Il faut savoir la quantifier. Une
entreprise peut choisir une machine dédiée
pour héberger ses services, avec une capacité
du réseau également dédiée à
cette machine. Ceci dit, si le réseau s'écroule
quelque part en cours de route, son site sera quand même
touché. Mais il reste possible de garantir un certain
niveau de qualité de service.
Quelle
est votre vision du marché à l'issue du dégroupage
?
Nous avons beaucoup parlé des
technologies de transmission liées au dégroupage.

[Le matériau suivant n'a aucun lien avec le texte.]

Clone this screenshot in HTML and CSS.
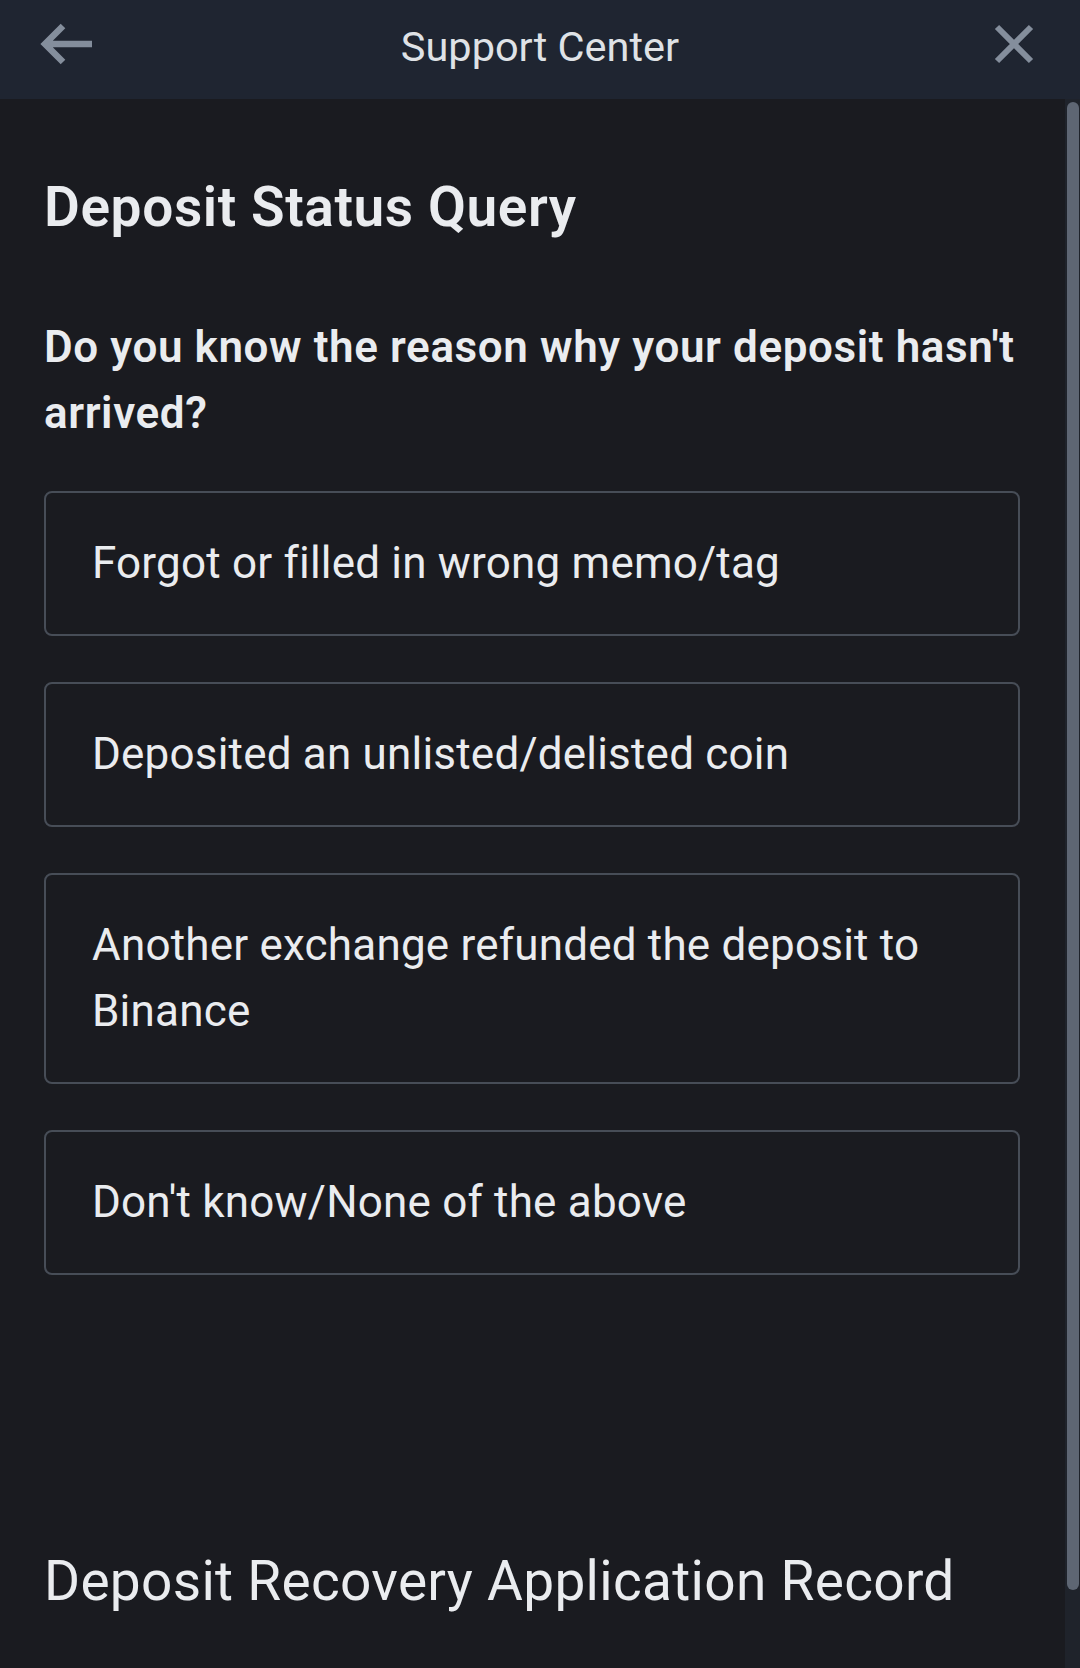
FILE: index.html
```html
<!DOCTYPE html>
<html lang="en">
<head>
<meta charset="utf-8">
<title>Support Center</title>
<link rel="stylesheet" href="styles.css">
</head>
<body>
<div class="app">
  <header class="topbar">
    <svg class="icon" viewBox="0 0 56 56" width="56" height="56" aria-hidden="true">
      <path d="M25 10 L7 28 L25 46 M7 28 H54" fill="none" stroke="#848e9c" stroke-width="6.5" stroke-linejoin="miter"/>
    </svg>
    <h1 class="topbar-title">Support Center</h1>
    <svg class="icon" viewBox="0 0 56 56" width="56" height="56" aria-hidden="true">
      <path d="M11 11 L45 45 M45 11 L11 45" fill="none" stroke="#848e9c" stroke-width="6"/>
    </svg>
  </header>
  <div class="body-row">
    <main class="content">
      <h2 class="title">Deposit Status Query</h2>
      <p class="question">Do you know the reason why your deposit hasn't arrived?</p>
      <ul class="options">
        <li class="option">Forgot or filled in wrong memo/tag</li>
        <li class="option">Deposited an unlisted/delisted coin</li>
        <li class="option">Another exchange refunded the deposit to Binance</li>
        <li class="option">Don't know/None of the above</li>
      </ul>
      <h2 class="record-title">Deposit Recovery Application Record</h2>
    </main>
    <div class="scrollbar"><div class="thumb"></div></div>
  </div>
</div>
</body>
</html>
```
FILE: styles.css
```css
html, body {
  margin: 0;
  padding: 0;
  height: 1668px;
  overflow: hidden;
  background: #1a1b20;
}
body {
  font-family: Roboto, "Liberation Sans", sans-serif;
  color: #eaecef;
}
.app {
  display: flex;
  flex-direction: column;
  height: 1668px;
}
.topbar {
  height: 99px;
  flex: 0 0 99px;
  background: #1f2531;
  display: flex;
  justify-content: space-between;
  align-items: flex-start;
  padding: 0 38px;
  box-sizing: border-box;
}
.icon {
  display: block;
  margin-top: 16px;
}
.topbar-title {
  margin: 15px 0 0;
  font-size: 41.5px;
  line-height: 64px;
  font-weight: 400;
  color: #dfe2e6;
}
.body-row {
  flex: 1;
  display: flex;
  min-height: 0;
}
.content {
  flex: 1;
  padding: 75px 45px 0 44px;
  box-sizing: border-box;
}
.title {
  margin: 0;
  font-size: 55px;
  line-height: 66px;
  font-weight: 600;
  letter-spacing: 0.6px;
}
.question {
  margin: 74px 0 0;
  font-size: 44px;
  line-height: 66px;
  font-weight: 600;
  letter-spacing: 0.6px;
}
.options {
  list-style: none;
  margin: 45px 0 0;
  padding: 0;
  display: flex;
  flex-direction: column;
  gap: 46px;
}
.option {
  border: 2px solid #474d57;
  border-radius: 8px;
  padding: 37px 46px 38px;
  font-size: 44px;
  line-height: 66px;
  font-weight: 400;
  letter-spacing: 0.2px;
}
.record-title {
  margin: 273px 0 0;
  font-size: 55px;
  line-height: 66px;
  font-weight: 400;
  letter-spacing: 0.3px;
}
.scrollbar {
  flex: 0 0 15px;
  background: #1f232b;
}
.thumb {
  margin: 3px 1px 0 2px;
  height: 1488px;
  background: #5e6673;
  border-radius: 6px;
}
```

Pour le client PME, l'intérêt sera dans le
service disponible en plus via Internet, car les technologies
se généralisent et sont vulgarisées.
Le véritable acquis pour le marché, nous le
découvrirons dans plusieurs mois avec l'émergence
de nouveaux services.
Luc Terral,
36 ans, dirige Atlantic Telecom SA, la filiale française
du groupe depuis sa création en 1997. Un an auparavant,
il venait d'intégrer la direction aux Etats-Unis
de l'opérateur américain Global One au titre
de directeur régional support avant-vente. De 1988
à 1995, il était directeur régional
de France Telecom North America. Titulaire d'un diplôme
d'ingénieur civil de Sup Telecom Bretagne et d'un
MBA obtenu au Stanford
College , il a démarré sa carrière
en 1987 en tant que consultant à l'ECID.